Wednesday, October 19, 2011

Savoring the Scriptures

We have been implementing our new and improved efforts to study the scriptures and I'm so thrilled with the results.

For years I have held morning devotional every day - without my husband.   Finally, I responded to the idea that we should include him - or more likely - encourage him to lead us out.  So in the evenings before saying family prayers, we've undertaken to read the Book of Mormon as a family - reading, discussing, marking, and testifying of its truthfulness.  Whew.  I felt amazing and proud of myself for handing that responsibility over to him.  I'm anxious for his growth as well and the families response to his leadership.  Granted, it is hit and miss due to his hit and miss work schedule but that is the plan in the evenings. 

And so our daily devotional shrunk... dramatically.  I wasn't sure exactly what to do during that time since we turned the family study time to the evenings.  We dabbled a little with scripture master and personal scripture reading for 5 minutes, but basically the substance of our starter was weak and meaningless.  I'd thought and played with the idea of customizing devotional activities for the special day child and had done it a little on Fridays - Joan of Arc's special day.  But the other day, I sat down to brainstorm how to study scriptures without it being simply scripture study and discussion.  How could I approach it so that my children get specialized attention for their needs.  I did a little research, made a master list, and this is what I came up with.

Daily:  Individual Personal Reading from the scriptures for at least 5 minutes.  (I'm hoping to work that up to 30 minutes.  Also, we are taking a conference talk and listening to it, taking notes, discussing. etc.  The neat thing is that when we do the same talk the very next day - it's as if it were a completely different address but we got different notes the next day.  Our intent is to clearly identify what the brethren are counseling us to do and then analyze whether we are doing it and implement an action plan to more completely follow the prophets voice.   This is going to be fun.

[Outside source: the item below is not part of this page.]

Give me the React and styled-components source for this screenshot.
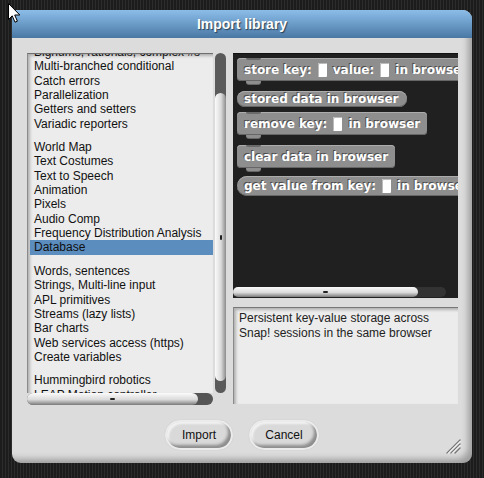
import React from 'react';
import styled, { createGlobalStyle } from 'styled-components';

const GlobalStyle = createGlobalStyle`
  html, body { margin: 0; padding: 0; }
  body {
    width: 484px;
    height: 478px;
    overflow: hidden;
    background: repeating-linear-gradient(90deg, #1c1c1c 0 2px, #2c2c2c 2px 3px);
    font-family: "Liberation Sans", Arial, sans-serif;
  }
`;

const Page = styled.div`
  position: relative;
  width: 484px;
  height: 478px;
  padding: 10px 0 0 12px;
  box-sizing: border-box;
`;

const Dialog = styled.div`
  position: relative;
  width: 460px;
  height: 453px;
  border-radius: 2px 9px 9px 9px;
  background: #dcdcdc;
  box-shadow: inset -7px -7px 6px -3px rgba(0, 0, 0, 0.28);
  display: flex;
  flex-direction: column;
  overflow: hidden;
`;

const TitleBar = styled.div`
  height: 28px;
  flex-shrink: 0;
  background: linear-gradient(#8cbde9, #4a78a5);
  color: #fff;
  font-weight: bold;
  font-size: 14px;
  display: flex;
  align-items: center;
  justify-content: center;
  text-shadow: 1px 1px 1px rgba(0, 0, 0, 0.55);
`;

const Body = styled.div`
  display: flex;
  flex-direction: column;
  padding: 15px 0 0 15px;
`;

const Columns = styled.div`
  display: flex;
  gap: 7px;
`;

const LeftCol = styled.div`
  display: flex;
  flex-direction: column;
  width: 199px;
`;

const ListRow = styled.div`
  display: flex;
  gap: 2px;
  height: 340px;
`;

const ListBox = styled.div`
  width: 186px;
  box-sizing: border-box;
  background: #ececec;
  border-top: 1px solid #6f6f6f;
  border-left: 1px solid #8a8a8a;
  box-shadow: inset 2px 2px 3px rgba(0, 0, 0, 0.25);
  overflow: hidden;
  font-size: 12px;
  color: #111;
`;

const ListInner = styled.div`
  margin-top: -9px;
  padding-left: 2px;
`;

const Item = styled.div`
  height: 14.35px;
  line-height: 14.35px;
  padding-left: 4px;
  white-space: nowrap;
  background: ${p => (p.$selected ? '#5b8dbf' : 'transparent')};
`;

const Separator = styled.div`
  height: 9px;
`;

const VTrack = styled.div`
  width: 11px;
  border-radius: 6px;
  background: #5a5a5a;
  display: flex;
  flex-direction: column;
  padding: ${p => p.$before}px 0 ${p => p.$after}px;
  box-sizing: border-box;
`;

const VThumb = styled.div`
  flex: 1;
  border-radius: 6px;
  background: linear-gradient(90deg, #fbfbfb, #dadada 55%, #8c8c8c);
  display: flex;
  align-items: center;
  justify-content: center;
`;

const HTrack = styled.div`
  width: ${p => p.$w}px;
  height: ${p => p.$h}px;
  border-radius: 6px;
  background: ${p => p.$track};
  display: flex;
`;

const HThumb = styled.div`
  width: ${p => p.$w}px;
  height: 100%;
  border-radius: 6px;
  background: linear-gradient(#fbfbfb, #dadada 55%, #7a7a7a);
  display: flex;
  align-items: center;
  justify-content: center;
`;

const Grip = styled.span`
  display: block;
  width: ${p => (p.$vertical ? 2 : 5)}px;
  height: ${p => (p.$vertical ? 5 : 2)}px;
  background: #222;
  border-radius: 1px;
`;

const RightCol = styled.div`
  display: flex;
  flex-direction: column;
  width: 225px;
`;

const Palette = styled.div`
  height: 245px;
  box-sizing: border-box;
  background: #202020;
  border-top: 1px solid #111;
  display: flex;
  flex-direction: column;
  overflow: hidden;
`;

const Blocks = styled.div`
  flex: 1;
  display: flex;
  flex-direction: column;
  align-items: flex-start;
  padding: 4px 0 0 4px;
  overflow: hidden;
`;

const blockText = `
  color: #fff;
  font: bold 12px "DejaVu Sans", Verdana, sans-serif;
  text-shadow: -1px -1px 0 #4e4e4e;
  white-space: nowrap;
  background: #8e8e8e;
  box-shadow: inset 0 1px 0 #acacac, inset 0 -1px 0 #666;
`;

const Command = styled.div`
  position: relative;
  display: inline-flex;
  align-items: center;
  gap: 6px;
  height: 23px;
  box-sizing: border-box;
  padding: 0 7px;
  margin-bottom: ${p => p.$mb}px;
  border-radius: 4px;
  ${blockText}
  &::before {
    content: '';
    position: absolute;
    top: 0;
    left: 9px;
    width: 15px;
    height: 2px;
    background: #6a6a6a;
    border-radius: 0 0 3px 3px;
  }
  &::after {
    content: '';
    position: absolute;
    bottom: -3px;
    left: 9px;
    width: 15px;
    height: 3px;
    background: #8e8e8e;
    border-radius: 0 0 3px 3px;
    box-shadow: 0 1px 0 #666;
  }
`;

const Reporter = styled.div`
  display: inline-flex;
  align-items: center;
  gap: 6px;
  line-height: 15px;
  padding: ${p => (p.$tall ? 3 : 1)}px 8px ${p => (p.$tall ? 3 : 1)}px 7px;
  margin-bottom: ${p => p.$mb}px;
  border-radius: 11px;
  ${blockText}
`;

const Slot = styled.span`
  display: inline-block;
  width: 9px;
  height: 14px;
  background: #fff;
  border-radius: 1px;
  box-shadow: inset 1px 1px 0 #bbb;
`;

const PaletteScroll = styled.div`
  padding: 0 0 1px 0;
`;

const Description = styled.div`
  margin-top: 9px;
  height: 97px;
  box-sizing: border-box;
  background: #ececec;
  border-top: 1px solid #777;
  border-left: 1px solid #8a8a8a;
  box-shadow: inset 2px 2px 3px rgba(0, 0, 0, 0.25);
  padding: 3px 5px;
  font-size: 12px;
  line-height: 14.5px;
  color: #222;
`;

const ButtonRow = styled.div`
  display: flex;
  justify-content: center;
  gap: 16px;
  margin: 15px 0 0 -15px;
`;

const Button = styled.button`
  width: ${p => p.$w}px;
  height: 30px;
  padding: 0;
  border-radius: 15px;
  border: 2px solid #ebebeb;
  background: #d9d9d9;
  box-shadow: inset -3px -3px 3px rgba(0, 0, 0, 0.35), inset 2px 2px 2px #f2f2f2, 0 0 1px #bbb;
  font: 12px "Liberation Sans", Arial, sans-serif;
  color: #111;
`;

const Resize = styled.svg`
  position: absolute;
  right: 11px;
  bottom: 9px;
`;

const Cursor = styled.svg`
  position: absolute;
  left: 7px;
  top: 2px;
`;

const top = [
  'Bignums, rationals, complex #s',
  'Multi-branched conditional',
  'Catch errors',
  'Parallelization',
  'Getters and setters',
  'Variadic reporters',
];
const mid = [
  'World Map',
  'Text Costumes',
  'Text to Speech',
  'Animation',
  'Pixels',
  'Audio Comp',
  'Frequency Distribution Analysis',
  'Database',
];
const low = [
  'Words, sentences',
  'Strings, Multi-line input',
  'APL primitives',
  'Streams (lazy lists)',
  'Bar charts',
  'Web services access (https)',
  'Create variables',
];
const last = ['Hummingbird robotics', 'LEAP Motion controller'];

export default function App() {
  const groups = [top, mid, low, last];
  return (
    <Page>
      <GlobalStyle />
      <Dialog>
        <TitleBar>Import library</TitleBar>
        <Body>
          <Columns>
            <LeftCol>
              <ListRow>
                <ListBox>
                  <ListInner>
                    {groups.map((g, gi) => (
                      <React.Fragment key={gi}>
                        {gi > 0 && <Separator />}
                        {g.map(name => (
                          <Item key={name} $selected={name === 'Database'}>
                            {name}
                          </Item>
                        ))}
                      </React.Fragment>
                    ))}
                  </ListInner>
                </ListBox>
                <VTrack $before={40} $after={12}>
                  <VThumb>
                    <Grip $vertical />
                  </VThumb>
                </VTrack>
              </ListRow>
              <HTrack $w={186} $h={12} $track="#555">
                <HThumb $w={171}>
                  <Grip />
                </HThumb>
              </HTrack>
            </LeftCol>
            <RightCol>
              <Palette>
                <Blocks>
                  <Command $mb={10}>
                    store key: <Slot /> value: <Slot /> in browser
                  </Command>
                  <Reporter $mb={5}>stored data in browser</Reporter>
                  <Command $mb={10}>
                    remove key: <Slot /> in browser
                  </Command>
                  <Command $mb={8}>clear data in browser</Command>
                  <Reporter $tall $mb={0}>
                    get value from key: <Slot /> in browser
                  </Reporter>
                </Blocks>
                <PaletteScroll>
                  <HTrack $w={213} $h={10} $track="#333">
                    <HThumb $w={185}>
                      <Grip />
                    </HThumb>
                  </HTrack>
                </PaletteScroll>
              </Palette>
              <Description>
                Persistent key-value storage across
                <br />
                Snap! sessions in the same browser
              </Description>
            </RightCol>
          </Columns>
          <ButtonRow>
            <Button $w={68}>Import</Button>
            <Button $w={70}>Cancel</Button>
          </ButtonRow>
        </Body>
        <Resize width="16" height="16" viewBox="0 0 16 16">
          <g stroke="#777" strokeWidth="1.4" strokeLinecap="round">
            <line x1="2" y1="15" x2="15" y2="2" />
            <line x1="6" y1="15" x2="15" y2="6" />
            <line x1="10" y1="15" x2="15" y2="10" />
          </g>
          <g stroke="#fff" strokeWidth="1">
            <line x1="3" y1="15.5" x2="15.5" y2="3" />
            <line x1="7" y1="15.5" x2="15.5" y2="7" />
          </g>
        </Resize>
      </Dialog>
      <Cursor width="14" height="22" viewBox="0 0 14 22">
        <path d="M1.5 1.5 L1.5 17.5 L5.2 13.8 L8 20.2 L10.4 19.2 L7.7 13 L12.8 13 Z" fill="#fff" stroke="#000" strokeWidth="1" strokeLinejoin="round" />
      </Cursor>
    </Page>
  );
}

Mondays - Doctrines and Principles Day:  This is the day that we choose a doctrine and really get to the depth in research, analyzing what our understanding of the doctrine is and compare that with what the scriptures say.  We identify the underlying principles in a verse.  We analyze the scripture references found in their personal progress/faith in God/ or lessons.  We choose a subject that we've studied and give a talk and bear our testimony on it.  Eventually we will be making scripture journals and compile our faith promoting stories. 

Tuesday - Markings and Values Day:  This is the day that we learn how to mark our sciptures, not just the scripture mastery or meaningful scriptures, but putting titles on the top of the page, sectionalizing the entire chapter, color-coding, recording insights, stickers, and cross-reference notes.  We practice the rule of three (reading a verse or selection three times - recording more insight with each reading).  This is also the day that we recite our family value for the month and the scripture we have  chosen to represent it.  We find examples in the scriptures of that value being exhibited and then we find examples of ourselves exhibiting that value. 

Wednesday - Scripture Master & Hero Day:  Wednesday is our day away from home so we will use the travel time to memorize our scripture mastery.  Using a combination of flashcards, repetition, fill in the blank, first letters, and scrambled words.  We also are doing a combined Hero Study to make the people in the scriptures come alive and personal to each of us.  We've chosen to start with Esther and will not only do a biography study but compare her character with our time lifestyle choices (media, Sabbath, Friends, gospel principle application, etc.) 

Thursday - Storied Scripture Day:  This is the time that I read directly from the scriptures the account of a particular story, and while I read, each child is creating a story book - drawing and writing a summary of the story on folded and stapled pages.  Hopefully we'll have a large collection of little scritpure story books that the child has a relationship with.  We will also read from the scripture readers.


Friday - Scripture Snack Day:  Yes a snack, a treat of some kind that the kids get to eat as I tell the account from the scriptures in my own words, followed by a verbal testing of their understanding or application of principle discussed.  Sometimes the scripture snack (for my drama loving kids) will be re-enactment the story.  Sometimes it will be to play with some special toys during the story. 

We've only just begin this regime this week, but already our morning devotional is rich, filling, and spiritually satisfying.   So between evening family study and personally challenging  devotional, I'm hoping the scriptures will take on sweet personal meaning.